Kampala, Jan 15 (IANS): Uganda is on high alert following a suspected Marburg virus disease (MVD) outbreak in neighboring Tanzania that has left eight people dead, a health official said here Wednesday.
Henry Kyobe Bosa, incident commander at Uganda's Ministry of Health, told Xinhua news agency over the telephone that health authorities have heightened surveillance and implemented precautionary measures at the border points with Tanzania to prevent the importation of the highly fatal virus into Uganda. According to the ministry, no case of MVD has been reported within the country.
The World Health Organization (WHO) on Monday informed its member states of suspected cases of MVD in Tanzania's Kagera Region, with symptoms of headache, high fever, back pain, diarrhea, vomiting with blood, body weakness, and external bleeding.

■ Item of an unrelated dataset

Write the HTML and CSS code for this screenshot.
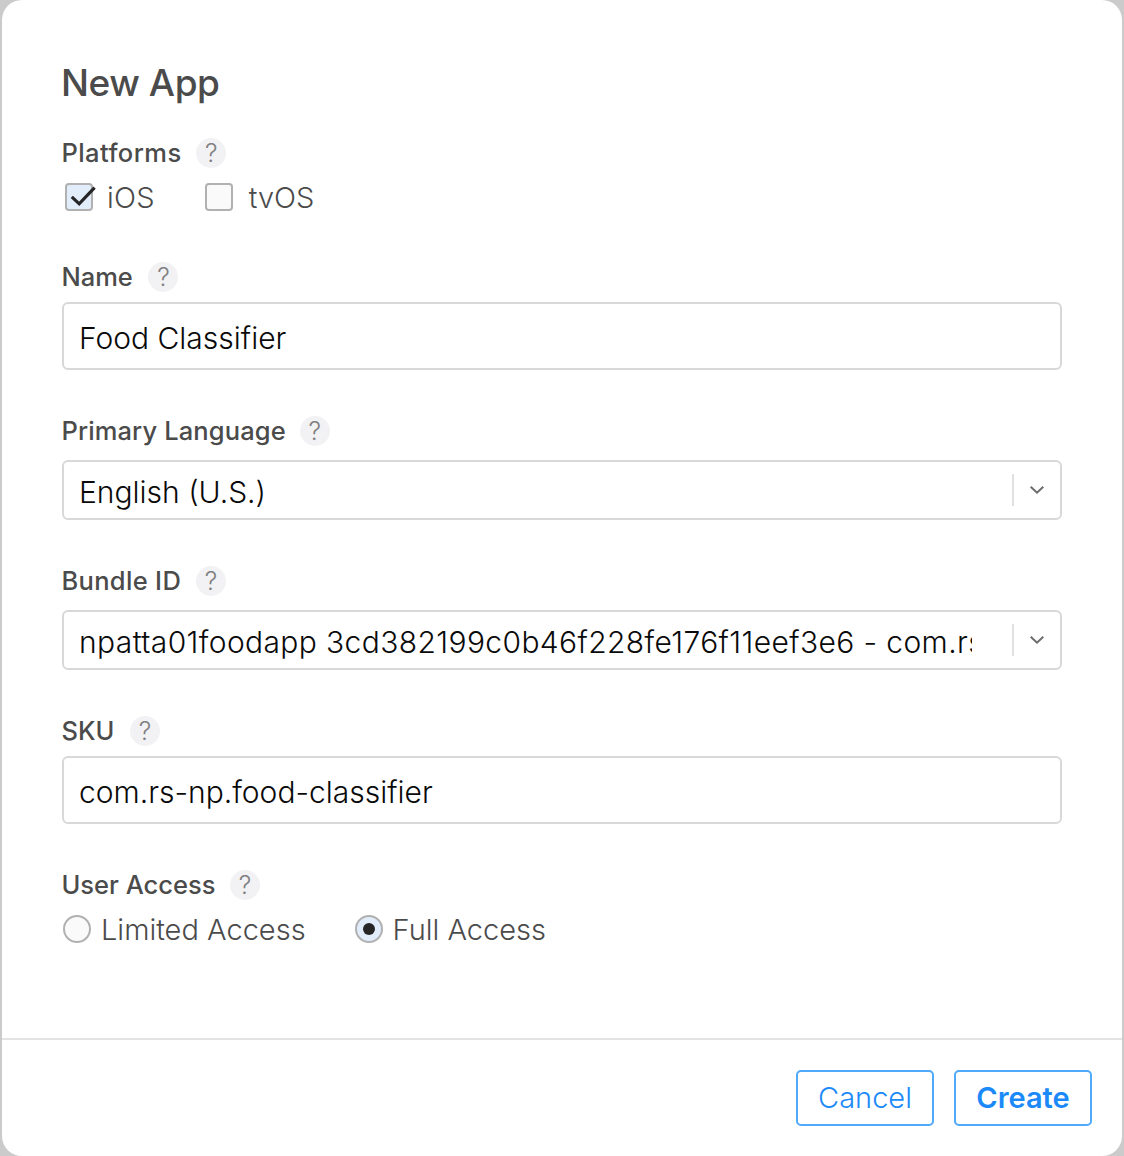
FILE: index.html
```html
<!DOCTYPE html>
<html lang="en">
<head>
<meta charset="utf-8">
<title>New App</title>
<link rel="stylesheet" href="styles.css">
</head>
<body>
<main class="dialog">
  <div class="body">
    <h1 class="title">New App</h1>

    <section class="field platforms">
      <div class="label"><span>Platforms</span><span class="help">?</span></div>
      <div class="options checks">
        <span class="option"><span class="checkbox checked"><svg class="tick" viewBox="0 0 30 28" width="30" height="28"><path d="M5.8 12.8 L13.2 19.8 L28.6 3.6" fill="none" stroke="#262628" stroke-width="3.2"/></svg></span><span>iOS</span></span>
        <span class="option"><span class="checkbox"></span><span class="tvos">tvOS</span></span>
      </div>
    </section>

    <section class="field name">
      <div class="label"><span>Name</span><span class="help">?</span></div>
      <div class="input">Food Classifier</div>
    </section>

    <section class="field language">
      <div class="label"><span>Primary Language</span><span class="help">?</span></div>
      <div class="select"><span class="value">English (U.S.)</span><span class="arrow"><svg viewBox="0 0 16 10" width="16" height="10"><path d="M1.7 1.7 L8 7.7 L14.3 1.7" fill="none" stroke="#6c6c6e" stroke-width="2"/></svg></span></div>
    </section>

    <section class="field bundle">
      <div class="label"><span>Bundle ID</span><span class="help">?</span></div>
      <div class="select"><span class="value">npatta01foodapp 3cd382199c0b46f228fe176f11eef3e6 - com.rs</span><span class="arrow"><svg viewBox="0 0 16 10" width="16" height="10"><path d="M1.7 1.7 L8 7.7 L14.3 1.7" fill="none" stroke="#6c6c6e" stroke-width="2"/></svg></span></div>
    </section>

    <section class="field sku">
      <div class="label"><span>SKU</span><span class="help">?</span></div>
      <div class="input">com.rs-np.food-classifier</div>
    </section>

    <section class="field access">
      <div class="label"><span>User Access</span><span class="help">?</span></div>
      <div class="options radios">
        <span class="option"><span class="radio"></span><span>Limited Access</span></span>
        <span class="option"><span class="radio selected"></span><span>Full Access</span></span>
      </div>
    </section>
  </div>
  <footer class="footer">
    <button class="button">Cancel</button>
    <button class="button primary">Create</button>
  </footer>
</main>
</body>
</html>
```

FILE: styles.css
```css
* { box-sizing: border-box; }
body {
  margin: 0;
  padding: 0 2px;
  background: #cbcbcb;
  font-family: Inter, "Liberation Sans", sans-serif;
  color: #4b4b4b;
}
.dialog {
  display: flex;
  flex-direction: column;
  height: 1156px;
  background: #fff;
  border-radius: 20px;
  overflow: hidden;
}
.body { height: 1038px; padding: 60px 60px 0; }
.title {
  display: flex;
  align-items: center;
  height: 44px;
  margin: 0 0 34px -1px;
  font-size: 37px;
  font-weight: 500;
  letter-spacing: -0.45px;
  white-space: nowrap;
}
.label {
  display: flex;
  align-items: center;
  gap: 15px;
  height: 30px;
  margin-left: -0.6px;
  font-size: 25.5px;
  font-weight: 500;
  line-height: 30px;
  white-space: nowrap;
}
.platforms .label { gap: 14.6px; letter-spacing: 0.44px; }
.name .label { gap: 15.6px; }
.language .label { gap: 14px; letter-spacing: 0.12px; }
.bundle .label { letter-spacing: 0.33px; }
.sku .label { gap: 15.6px; }
.access .label { gap: 14.6px; }
.help {
  width: 30px;
  height: 30px;
  border-radius: 50%;
  background: #f2f2f4;
  color: #808082;
  font-size: 25px;
  font-weight: 300;
  letter-spacing: 0;
  text-align: center;
}
.platforms { height: 124px; }
.name { height: 154px; }
.language, .bundle { height: 150px; }
.sku { height: 154px; }

.options {
  display: flex;
  height: 30px;
  margin-top: 14px;
  font-size: 29px;
  font-weight: 300;
  line-height: 30px;
  white-space: nowrap;
}
.option { display: flex; align-items: center; }
.option > span:last-child { padding-top: 2px; }
.checks { gap: 50px; padding-left: 3px; }
.checks .option { gap: 14px; letter-spacing: 0.2px; }
.option .tvos { padding-left: 2px; letter-spacing: 0; }
.radios { gap: 49px; padding-left: 1px; }
.radios .option { gap: 10px; }
.checkbox, .radio {
  display: flex;
  width: 28px;
  height: 28px;
  border: 2px solid #b1b1b1;
  background: #fafafa;
}
.checkbox { border-radius: 4px; }
.checked { background: #e1edfb; }
.tick { flex: none; margin: -1px 0 0 -1px; }
.radio { align-items: center; justify-content: center; border-radius: 50%; }
.selected { background: #e1edfb; }
.selected::before {
  content: "";
  width: 12px;
  height: 12px;
  border-radius: 50%;
  background: #262626;
}
.input, .select {
  display: flex;
  align-items: center;
  border: 2px solid #d8d8d8;
  border-radius: 6px;
  padding-left: 15px;
  color: #0a0a0a;
  font-size: 30px;
  font-weight: 300;
  line-height: 40px;
  white-space: nowrap;
}
.input { height: 68px; margin-top: 10px; padding-top: 3px; }
.select { height: 60px; margin-top: 14px; }
.value { width: 893px; overflow: hidden; padding-top: 3px; }
.bundle .value { letter-spacing: 0.38px; }
.arrow {
  display: flex;
  align-items: center;
  justify-content: center;
  width: 48px;
  height: 32px;
  margin-left: auto;
  border-left: 2px solid #e0e0e0;
}
.footer {
  display: flex;
  justify-content: flex-end;
  gap: 20px;
  height: 118px;
  padding: 30px 30px 0;
  border-top: 2px solid #e3e3e3;
}
.button {
  width: 138px;
  height: 56px;
  padding: 0 0 2px;
  border: 2px solid #50a9fa;
  border-radius: 5px;
  background: #fff;
  color: #1b8af8;
  font-family: inherit;
  font-size: 29px;
  font-weight: 300;
}
.primary { font-weight: 600; }
```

"We are following WHO risk assessment to put in place measures for early detection and response, and should there be a need, to undertake active case search in view of the classified risk in the region and globally," Bosa said.
According to the WHO, the regional risk is considered high due to the strategic importance of the Kagera Region as a transit hub, with significant cross-border movement of people to Uganda, Rwanda, Burundi, and the Democratic Republic of the Congo.
In March 2023, Tanzanian health authorities announced that an outbreak of Marburg viral disease that had killed five people in the Kagera Region was under control.
MVD is a highly virulent disease that causes hemorrhagic fever, with a fatality rate of up to 88 per cent, according to the WHO.
The highly fatal, zoonotic hemorrhagic disease is caused by the Marburg virus, and human-to-human transmission occurs through direct contact with body fluids from infected persons or contact with equipment and other materials contaminated with infectious blood or tissues, body fluids of infected people, and contaminated surfaces or materials.